The ingenious fixed battery carrier has long but hefty springs with the perfect sizing. It fits all types of 18650s from the short flattops to the longest protected button tops with no issues. For modding, there is some work to be done, since the screws have glue on the end.

The only thing that lets it down is the combination of smooth reflector and the XHP70.2. Together they produce an inconsistent tint with a greenish hotspot and purplish spill.

+ Very high output for a single emitter light
+ Excellent efficiency
+ Regulated output as long as the temperature stays within safe limits
+ Perfect form factor, light and compact
+ Beautiful finish and attractive color of the sand
+ Innovative battery carrier with minimal losses, accepts all kinds of 18650s
+ No visible flicker
- UI bugs related to mode memory
- Greenish tint
- Tint inconsistency within the beam


Jun 25, 2004
Middlesex, UK
Thanks for the excellent, comprehensive review. I purchased a 6000K black-anodised K30 about 6 weeks ago and am very happy with it. There is definitely a very noticeable tint shift from hotspot to corona to spill as you described. At the higher levels, there is far less of the greenish tint in evidence and its almost pure white to my eyes. This may be expected for a 6000K led. Its certainly a real powerhouse with stunning output for such a light, compact flashlight and the ability for it to tailstand very securely is a big bonus for me as it can deputise as an excellent nightlight, particularly with the firefly level of 2 lumens which actually looks brighter than that to me.


Newly Enlightened
Jan 11, 2018
Thanks M,

An excellent review of what looks like a great performer.

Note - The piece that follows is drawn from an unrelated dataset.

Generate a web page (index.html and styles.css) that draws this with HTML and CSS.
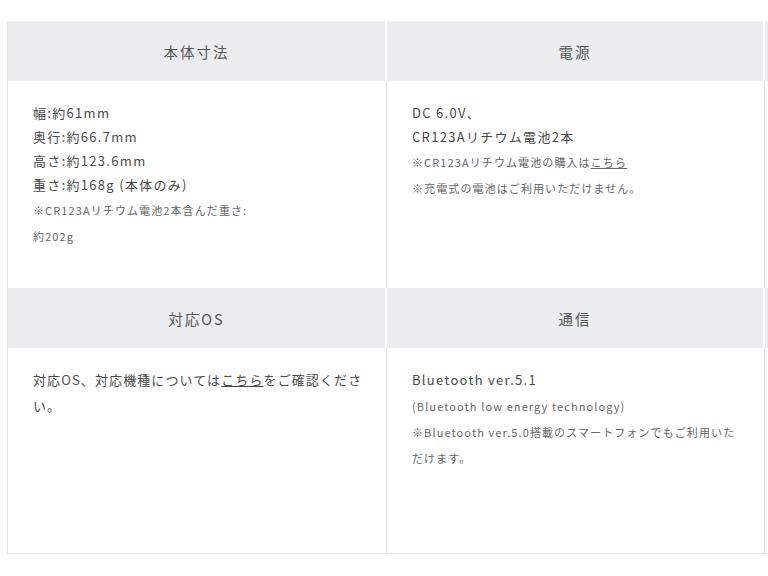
FILE: index.html
```html
<!DOCTYPE html>
<html lang="ja">
<head>
<meta charset="utf-8">
<link rel="stylesheet" href="styles.css">
</head>
<body>
<div class="page">
  <div class="spec">
    <div class="head">本体寸法</div>
    <div class="head">電源</div>
    <div class="head"></div>

    <div class="cell">
      <p class="main">幅:約61mm<br>奥行:約66.7mm<br>高さ:約123.6mm<br>重さ:約168g (本体のみ)</p>
      <p class="note">※CR123Aリチウム電池2本含んだ重さ:<br>約202g</p>
    </div>
    <div class="cell">
      <p class="main">DC 6.0V、<br>CR123Aリチウム電池2本</p>
      <p class="note">※CR123Aリチウム電池の購入は<a href="#">こちら</a><br>※充電式の電池はご利用いただけません。</p>
    </div>
    <div class="cell"></div>

    <div class="head">対応OS</div>
    <div class="head">通信</div>
    <div class="head"></div>

    <div class="cell cell-low">
      <p class="main tight">対応OS、対応機種については<a href="#">こちら</a>をご確認ください。</p>
    </div>
    <div class="cell cell-low">
      <p class="main">Bluetooth ver.5.1</p>
      <p class="note">(Bluetooth low energy technology)<br>※Bluetooth ver.5.0搭載のスマートフォンでもご利用いただけます。</p>
    </div>
    <div class="cell cell-low"></div>
  </div>
</div>
</body>
</html>
```
FILE: styles.css
```css
html, body {
  margin: 0;
  padding: 0;
  background: #ffffff;
}
body {
  font-family: "Noto Sans CJK JP", "Noto Sans", sans-serif;
  color: #4a4a4a;
  width: 768px;
  height: 576px;
  overflow: hidden;
}
.page {
  padding: 21px 0 0 7px;
  width: 761px;
  overflow: hidden;
}
.spec {
  display: grid;
  grid-template-columns: 379px 378px 378px;
  grid-template-rows: 60px 207px 60px 205px;
  border-left: 1px solid #e4e4e6;
  border-bottom: 1px solid #e4e4e6;
  width: 1135px;
}
.head {
  background: #ebecee;
  border-right: 2px solid #ffffff;
  box-shadow: 1px 0 0 #e4e4e6;
  display: flex;
  align-items: center;
  justify-content: center;
  font-size: 14.5px;
  letter-spacing: 0.14em;
  color: #555555;
}
.cell {
  border-right: 1px solid #e4e4e6;
  padding: 20px 20px 0 25px;
}
.cell-low {
  padding-top: 19px;
}
.main {
  margin: 0;
  font-size: 13px;
  line-height: 24px;
  letter-spacing: 0.1em;
  color: #4a4a4a;
}
.cell-low .main {
  line-height: 26px;
}
.main.tight {
  letter-spacing: 0.085em;
}
.note {
  margin: 0;
  font-size: 11px;
  line-height: 26px;
  letter-spacing: 0.1em;
  color: #666666;
}
a {
  color: inherit;
  text-decoration: underline;
}
```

Based on your review I have just ordered one today as I need a torch that will light up plant rooms and large roof spaces.

Also one that I know will keep its charge if not used for a while as this was something that let me down with my TM 06 (I have to keep the barrel unscrewed if I want to eliminate the parasitic draw).

I will let you know what I think of the K30 when it arrives.